The omens for this year's Mouth of Tyne Festival didn't bode too well. The street entertainment in previous years had been reducing , this year's headliners wer Heaven 17 , not my idea of a headliner and the cost of tickets for the Sunday gig was now £10 a ticket and £5 for children. Added to that the weather in the run up had been mostly torrential rain.
Then .....
Sunday morning glorious sunshine , great start to rhe day. Arriving in Tynemouth I found I'd missed The Undertones , Richard Hawley , The Wanted & McFly and the Festival actually started on Thursday , but I didnt have the cash or time to see the other act, and some of tem I would rather not see!!
Lots of street entertainment and the weather stayed good . Two highlights were a couple of weird cycly taxis for children which were going down very well.

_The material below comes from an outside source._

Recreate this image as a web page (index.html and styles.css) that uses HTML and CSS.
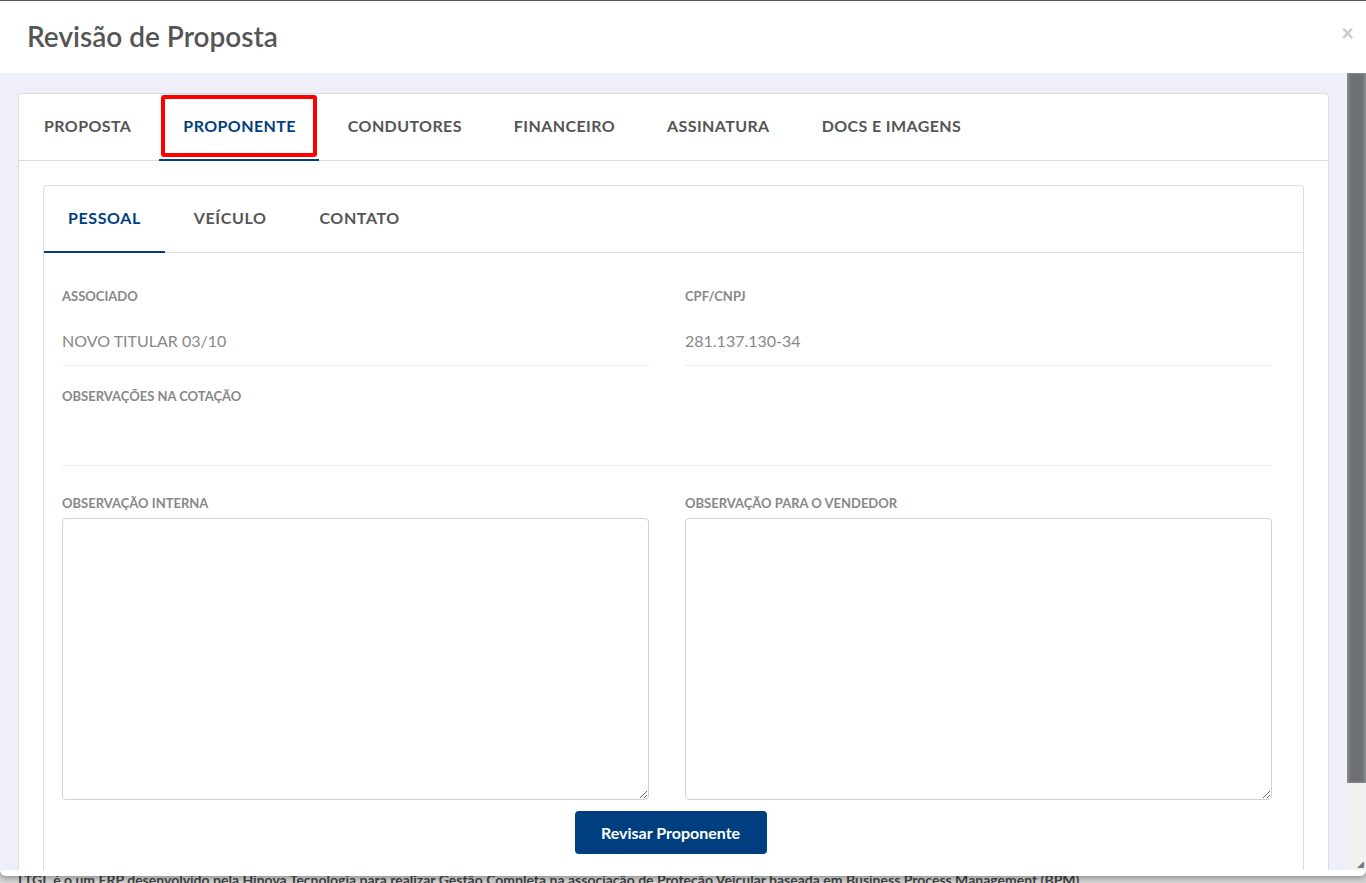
FILE: index.html
```html
<!DOCTYPE html>
<html lang="pt-BR">
<head>
    <meta charset="UTF-8">
    <meta name="viewport" content="width=device-width, initial-scale=1.0">
    <title>Revisão de Proposta</title>
    <link rel="stylesheet" href="styles.css">
</head>
<body>
    <div class="modal">
        <div class="modal-header">
            <h2 class="modal-title">Revisão de Proposta</h2>
            <span class="modal-close">&times;</span>
        </div>

        <div class="modal-body">
            <div class="modal-scroll">
                <div class="card">
                    <ul class="tabs">
                        <li class="tab">PROPOSTA</li>
                        <li class="tab active">PROPONENTE<span class="highlight"></span></li>
                        <li class="tab">CONDUTORES</li>
                        <li class="tab">FINANCEIRO</li>
                        <li class="tab">ASSINATURA</li>
                        <li class="tab">DOCS E IMAGENS</li>
                    </ul>

                    <div class="card-body">
                        <div class="card inner">
                            <ul class="tabs sub">
                                <li class="tab active">PESSOAL</li>
                                <li class="tab">VEÍCULO</li>
                                <li class="tab">CONTATO</li>
                            </ul>

                            <div class="form">
                                <div class="field">
                                    <div class="label">ASSOCIADO</div>
                                    <div class="value">NOVO TITULAR 03/10</div>
                                </div>
                                <div class="field">
                                    <div class="label">CPF/CNPJ</div>
                                    <div class="value">281.137.130-34</div>
                                </div>
                                <div class="field full">
                                    <div class="label">OBSERVAÇÕES NA COTAÇÃO</div>
                                    <div class="value"></div>
                                </div>
                                <div class="field area">
                                    <div class="label">OBSERVAÇÃO INTERNA</div>
                                    <textarea class="textarea"></textarea>
                                </div>
                                <div class="field area">
                                    <div class="label">OBSERVAÇÃO PARA O VENDEDOR</div>
                                    <textarea class="textarea"></textarea>
                                </div>
                            </div>

                            <div class="actions">
                                <button class="btn-primary">Revisar Proponente</button>
                            </div>
                        </div>
                    </div>
                </div>
            </div>

            <div class="scrollbar">
                <div class="scroll-thumb"></div>
                <div class="scroll-track"><span class="grip">&#9698;</span></div>
            </div>
        </div>
        <div class="modal-footer"></div>
    </div>

    <div class="page-behind">
        LTGI. é o um ERP desenvolvido pela Hinova Tecnologia para realizar Gestão Completa na associação de Proteção Veicular baseada em Business Process Management (BPM)
    </div>
</body>
</html>
```

FILE: styles.css
```css
body {
    margin: 0;
    font-family: Lato, "Open Sans", sans-serif;
    background: #d6d6d6;
    height: 883px;
    overflow: hidden;
}
.modal {
    background: #fff;
    border-top: 1px solid #555;
    border-radius: 0 0 6px 6px;
    box-shadow: 0 2px 6px rgba(0, 0, 0, 0.35);
    position: relative;
    z-index: 1;
}
.modal-header {
    height: 72px;
    display: flex;
    align-items: center;
    justify-content: space-between;
    padding: 0 12px 0 27px;
}
.modal-title {
    margin: 0 0 2px;
    font-size: 28px;
    font-weight: 600;
    color: #555;
}
.modal-close {
    font-size: 22px;
    font-weight: bold;
    color: #c8c8c8;
    margin-top: -10px;
}
.modal-body {
    display: flex;
    height: 797px;
    background: #efeff9;
}
.modal-scroll {
    flex: 1;
    overflow: hidden;
    padding: 20px 18px 0 18px;
}
.modal-footer {
    height: 6px;
}
.card {
    background: #fff;
    border: 1px solid #ddd;
    border-bottom: none;
    border-radius: 4px 4px 0 0;
    height: 100%;
    box-sizing: border-box;
}
.tabs {
    list-style: none;
    margin: 0;
    padding: 0 0 0 1px;
    display: flex;
    gap: 5px;
    height: 66px;
    border-bottom: 1px solid #ddd;
}
.tab {
    position: relative;
    display: flex;
    align-items: center;
    padding: 0 23px 3px 24px;
    font-size: 16px;
    font-weight: bold;
    letter-spacing: 0.4px;
    color: #555;
}
.tab.active {
    color: #003f7f;
    border-bottom: 2px solid #003f7f;
    margin-bottom: -1px;
}
.highlight {
    position: absolute;
    left: 2px;
    right: 2px;
    top: 1px;
    bottom: 2px;
    border: 4px solid #ff0000;
    border-radius: 3px;
}
.tabs.sub {
    padding-left: 0;
}
.tabs.sub .tab {
    letter-spacing: 0.6px;
    padding-right: 24px;
}
.card-body {
    padding: 24px 24px 0 24px;
    height: calc(100% - 67px);
    box-sizing: border-box;
}
.card.inner {
    border-radius: 4px 4px 0 0;
}
.form {
    display: grid;
    grid-template-columns: 1fr 1fr;
    column-gap: 36px;
    padding: 35px 31px 0 18px;
}
.field.full {
    grid-column: 1 / 3;
    margin-top: 22px;
}
.field.area {
    margin-top: 29px;
}
.label {
    font-size: 13px;
    line-height: 16px;
    font-weight: bold;
    color: #888;
}
.value {
    margin-top: 25px;
    padding-bottom: 12px;
    min-height: 24px;
    line-height: 24px;
    font-size: 16px;
    color: #888;
    border-bottom: 1px solid #eee;
}
.textarea {
    display: block;
    box-sizing: border-box;
    width: 100%;
    height: 282px;
    margin-top: 7px;
    border: 1px solid #d2d2d2;
    border-radius: 4px;
    font-family: inherit;
}
.actions {
    display: flex;
    justify-content: center;
    padding: 11px 6px 0 0;
}
.btn-primary {
    width: 192px;
    height: 43px;
    background: #003f7f;
    color: #fff;
    border: none;
    border-radius: 4px;
    font-family: inherit;
    font-size: 16px;
    font-weight: bold;
}
.scrollbar {
    width: 19px;
    display: flex;
    flex-direction: column;
    background: #f1f1f1;
}
.scroll-thumb {
    height: 710px;
    background: #6d7174;
    box-shadow: inset 2px 0 3px #8a8e91, inset -2px 0 3px #8a8e91;
}
.scroll-track {
    flex: 1;
    display: flex;
    align-items: flex-end;
    justify-content: flex-end;
}
.grip {
    font-size: 9px;
    color: #777;
    line-height: 9px;
    margin: 0 2px 2px 0;
}
.page-behind {
    margin-top: -5px;
    padding-left: 18px;
    font-size: 14px;
    font-weight: bold;
    color: #444;
    white-space: nowrap;
}
```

The trad jazz stage att the entrance to the Priory is still there and the crowd in front fairly rammed. Always well attended.
Tickets for the Sunday were sold out like last year , and so on to the Priory having missed the openers The Caffrey Brothers. So this is how it went:
- Rossi Noise : Loud Rage Against The Machine lite band and an excellent opener for me , would see them again.

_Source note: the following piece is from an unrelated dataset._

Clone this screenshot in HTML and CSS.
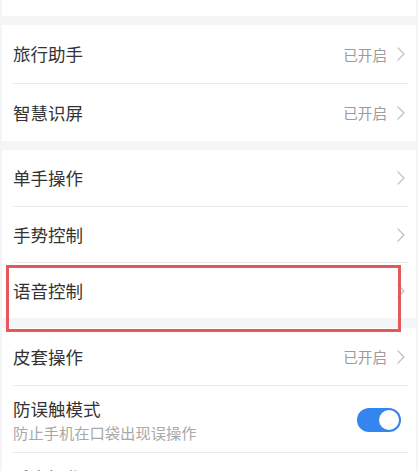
FILE: index.html
```html
<!DOCTYPE html>
<html lang="zh-CN">
<head>
<meta charset="utf-8">
<title>智能辅助</title>
<link rel="stylesheet" href="styles.css">
</head>
<body>
<div class="page">
  <section class="card">
    <div class="row row-tall row-top first">
      <div class="texts">
        <div class="title">悬浮导航</div>
        <div class="sub">通过悬浮按钮进行导航操作</div>
      </div>
      <svg class="chev" viewBox="0 0 8 14" width="8" height="14"><path d="M1 1 L7 7 L1 13" /></svg>
    </div>
  </section>

  <section class="card">
    <div class="row first">
      <div class="title">旅行助手</div>
      <span class="meta">已开启</span>
      <svg class="chev" viewBox="0 0 8 14" width="8" height="14"><path d="M1 1 L7 7 L1 13" /></svg>
    </div>
    <div class="row">
      <div class="title">智慧识屏</div>
      <span class="meta">已开启</span>
      <svg class="chev" viewBox="0 0 8 14" width="8" height="14"><path d="M1 1 L7 7 L1 13" /></svg>
    </div>
  </section>

  <section class="card">
    <div class="row row-compact first">
      <div class="title">单手操作</div>
      <svg class="chev" viewBox="0 0 8 14" width="8" height="14"><path d="M1 1 L7 7 L1 13" /></svg>
    </div>
    <div class="row row-compact">
      <div class="title">手势控制</div>
      <svg class="chev" viewBox="0 0 8 14" width="8" height="14"><path d="M1 1 L7 7 L1 13" /></svg>
    </div>
    <div class="row row-compact">
      <div class="title">语音控制</div>
      <svg class="chev" viewBox="0 0 8 14" width="8" height="14"><path d="M1 1 L7 7 L1 13" /></svg>
    </div>
  </section>

  <section class="card">
    <div class="row row-mid first">
      <div class="title">皮套操作</div>
      <span class="meta">已开启</span>
      <svg class="chev" viewBox="0 0 8 14" width="8" height="14"><path d="M1 1 L7 7 L1 13" /></svg>
    </div>
    <div class="row row-tall">
      <div class="texts">
        <div class="title">防误触模式</div>
        <div class="sub">防止手机在口袋出现误操作</div>
      </div>
      <div class="toggle on"><span class="knob"></span></div>
    </div>
    <div class="row row-tall row-last">
      <div class="texts">
        <div class="title">手套操作</div>
      </div>
      <span class="meta">已开启</span>
      <svg class="chev" viewBox="0 0 8 14" width="8" height="14"><path d="M1 1 L7 7 L1 13" /></svg>
    </div>
  </section>
</div>
<div class="highlight"></div>
</body>
</html>
```

FILE: styles.css
```css
html, body {
  margin: 0;
  padding: 0;
}
body {
  background: #f4f5f7;
  font-family: "Noto Sans CJK SC", "Noto Sans", sans-serif;
  width: 418px;
  height: 471px;
  overflow: hidden;
  position: relative;
}
.page {
  margin-top: -51px;
  display: flex;
  flex-direction: column;
  gap: 9px;
}
.card {
  background: #ffffff;
  margin: 0 2px;
  display: flex;
  flex-direction: column;
}
.card:nth-child(4) {
  margin-top: 1px;
}
.row {
  box-sizing: border-box;
  height: 58px;
  margin: 0 8px 0 11px;
  padding-right: 3px;
  border-top: 1px solid #ebebeb;
  display: flex;
  align-items: center;
}
.row.first {
  border-top: none;
}
.row-compact {
  height: 56px;
}
.row-mid {
  height: 57px;
}
.row-tall {
  height: 67px;
}
.row-top {
  padding-bottom: 10px;
}
.row-last {
  padding-top: 4px;
  align-items: flex-start;
}
.row-last .texts {
  padding-top: 10px;
}
.row-last .meta,
.row-last .chev {
  margin-top: 22px;
}
.texts {
  flex: 1;
  display: flex;
  flex-direction: column;
  gap: 3px;
  padding-top: 1px;
}
.title {
  flex: 1;
  font-size: 17.5px;
  line-height: 22px;
  color: #333333;
}
.sub {
  font-size: 15.3px;
  line-height: 18px;
  color: #a8a8a8;
}
.meta {
  font-size: 14.6px;
  color: #9c9c9c;
  margin-right: 10px;
}
.chev {
  flex: none;
}
.chev path {
  fill: none;
  stroke: #c2c2c2;
  stroke-width: 1.3;
  stroke-linecap: round;
  stroke-linejoin: round;
}
.toggle {
  flex: none;
  width: 44px;
  height: 24px;
  border-radius: 12px;
  background: #d8d8d8;
  margin-right: 4px;
  margin-top: 1px;
  box-sizing: border-box;
  padding: 2px;
  display: flex;
  justify-content: flex-start;
}
.toggle.on {
  background: #3585ee;
  justify-content: flex-end;
}
.knob {
  width: 20px;
  height: 20px;
  border-radius: 50%;
  background: #ffffff;
}
.highlight {
  position: absolute;
  left: 6px;
  top: 265px;
  width: 395px;
  height: 67px;
  box-sizing: border-box;
  border: 3px solid #e4585c;
}
```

- Yes Sir Boss : Bristol based ska band , who had driven up that morning , who had excellent rhythm but no memorable tunes until the last two numbers which got the crowd up and was a big tick as far as I was concerned displaying Klezmer influences as well as their Nu Ska sound.
- The South : or The Beautiful South sans Paul Heaton. Surprisingly excellent with an excellent Paul Heaton lookalike / sound alike . Every song was instantly recognisable , and they even included a cover of Cass Elliot's "Dream A Little Dream Of Me" , overall the best band of the afternoon.
- Heaven 17 : The problem with Heaven 17 is that most peopl eonly remember Temptation , and while there were odd songs I remembered such as "Fascist Groove Thing" and "Crushed By The Wheels of Industry" , the band were fighting against adverse weather and some dodgy material, and , as Bob said , a keyboard player (Martin Ware) who should have been working in a library!. Finally came a storming version of "Temptation" and if the set had consisted of songs this good it would have been brilliant , but it was still worth waiting for. They finished to rapturous applause and then dropped the bombshell ... "We're going to play another song!!" . "How?" "You haven't got another song" . What we were forgetting was that Martin Ware had a hand in writing the Human League's best ever song "Being Boiled" , and they topped "Temptation" with that. Those two songs were worth the entry fee but we got the rest as well.
So another brilliant final day for the Mouth Of Tyne Festival.